Re: when GC is permitted Tom Lord 11 Jan 2004 17:05 UTC


    > From: Michael Sperber <xxxxxx@informatik.uni-tuebingen.de>

    > Again, I referred to lots of code that *already* is written for
    > a SRFI-50-style FFI, and that would need to be rewritten anyway
    > for a JNI- or Pika-style FFI.

Putting aside forensics of the exchange that led to that -- it leaves
me with a question:

What is this "lots of code"?   Can we identify and quantify it?
How much of it is free software or open source code?

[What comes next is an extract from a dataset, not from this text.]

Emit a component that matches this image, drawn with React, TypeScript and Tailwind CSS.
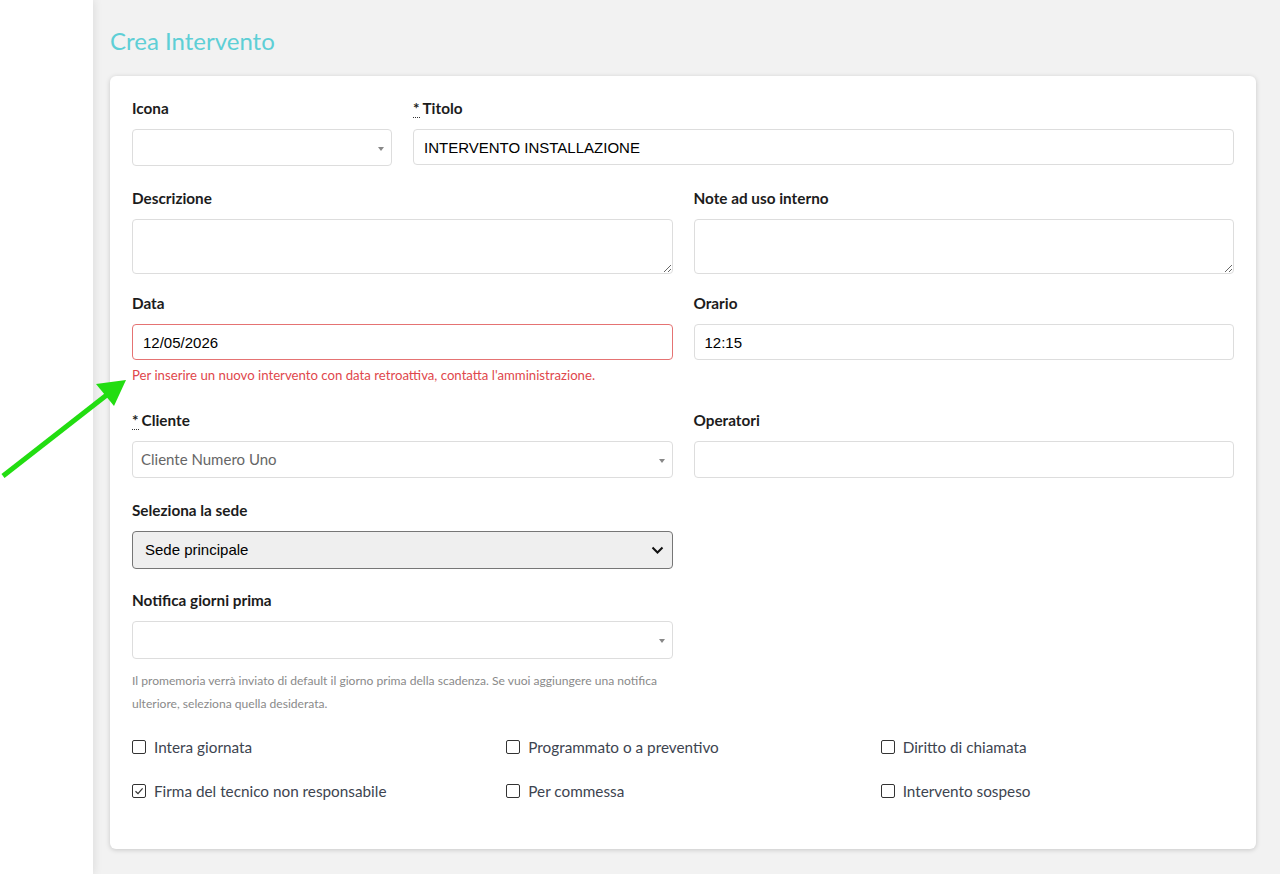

Other than code specifically written for S48, and perhaps even for
that, I think legacy code is going to need a fairly careful review
even if the draft were finalized as-is tomorrow.  For example, code
for Guile will tend to have been written to be safe for a GC that
conservatively traces the C stack and machine registers -- it would
need modifications to be correct under the draft.  And, for example,
while the draft takes a particular position about error handling (that
errors in FFI routines called from C are essentially bugs), legacy
libraries for some systems are not necessarily written to share this
assumption and may be written to use native facilities for exception
handling.

One advantage of making "convert to Pika-style" a part of such a
review process for legacy code is that it forces a more careful look
at the code by both human and compiler.